### WORK TO BE COMPLETED
Give only the number of lines in the listing below where the string "index" occurs.

### MATERIAL PROVIDED
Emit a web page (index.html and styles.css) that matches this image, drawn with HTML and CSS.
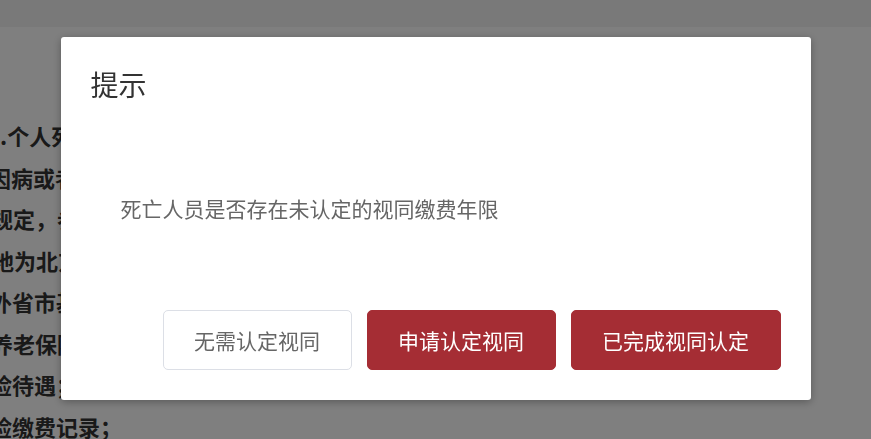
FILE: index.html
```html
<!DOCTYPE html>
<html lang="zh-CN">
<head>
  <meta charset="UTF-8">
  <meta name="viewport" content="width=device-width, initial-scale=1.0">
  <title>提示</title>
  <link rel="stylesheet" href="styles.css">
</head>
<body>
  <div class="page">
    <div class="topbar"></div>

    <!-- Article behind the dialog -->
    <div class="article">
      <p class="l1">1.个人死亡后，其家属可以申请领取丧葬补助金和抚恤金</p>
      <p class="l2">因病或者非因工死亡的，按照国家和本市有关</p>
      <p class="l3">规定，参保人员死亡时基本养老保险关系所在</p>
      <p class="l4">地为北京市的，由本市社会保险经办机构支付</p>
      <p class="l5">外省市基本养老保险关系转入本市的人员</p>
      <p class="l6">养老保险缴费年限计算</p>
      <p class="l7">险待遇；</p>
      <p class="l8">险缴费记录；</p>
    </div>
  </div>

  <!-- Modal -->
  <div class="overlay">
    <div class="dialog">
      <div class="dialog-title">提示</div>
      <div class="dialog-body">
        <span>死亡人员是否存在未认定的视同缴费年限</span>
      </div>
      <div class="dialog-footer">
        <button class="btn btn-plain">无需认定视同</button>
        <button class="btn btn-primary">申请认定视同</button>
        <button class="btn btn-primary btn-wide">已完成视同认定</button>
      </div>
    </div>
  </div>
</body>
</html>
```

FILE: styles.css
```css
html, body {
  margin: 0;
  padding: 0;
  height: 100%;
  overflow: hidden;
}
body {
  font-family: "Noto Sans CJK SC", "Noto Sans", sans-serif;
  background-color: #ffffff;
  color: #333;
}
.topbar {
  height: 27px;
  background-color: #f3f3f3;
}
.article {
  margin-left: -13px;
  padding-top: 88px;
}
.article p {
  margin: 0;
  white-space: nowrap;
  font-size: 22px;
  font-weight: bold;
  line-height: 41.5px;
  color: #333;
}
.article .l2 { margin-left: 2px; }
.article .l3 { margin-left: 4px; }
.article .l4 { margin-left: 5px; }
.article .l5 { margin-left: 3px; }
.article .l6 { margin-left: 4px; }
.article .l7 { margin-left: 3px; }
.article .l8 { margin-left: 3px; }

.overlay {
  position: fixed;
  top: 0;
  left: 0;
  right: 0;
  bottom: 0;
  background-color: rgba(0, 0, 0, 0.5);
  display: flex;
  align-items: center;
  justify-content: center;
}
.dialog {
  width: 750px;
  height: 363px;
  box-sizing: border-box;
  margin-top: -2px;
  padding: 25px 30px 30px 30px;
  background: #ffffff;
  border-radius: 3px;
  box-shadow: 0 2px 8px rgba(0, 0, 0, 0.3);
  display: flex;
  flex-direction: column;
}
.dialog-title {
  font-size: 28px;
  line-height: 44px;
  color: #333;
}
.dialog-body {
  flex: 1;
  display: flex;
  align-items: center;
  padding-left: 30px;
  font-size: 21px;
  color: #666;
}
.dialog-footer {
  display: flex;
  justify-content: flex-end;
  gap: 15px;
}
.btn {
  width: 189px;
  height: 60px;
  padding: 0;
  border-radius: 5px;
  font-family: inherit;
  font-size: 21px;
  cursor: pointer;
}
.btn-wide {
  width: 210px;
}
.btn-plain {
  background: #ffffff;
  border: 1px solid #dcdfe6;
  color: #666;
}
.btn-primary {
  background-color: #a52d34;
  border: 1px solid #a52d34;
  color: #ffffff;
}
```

### EXERCISE RESPONSE
2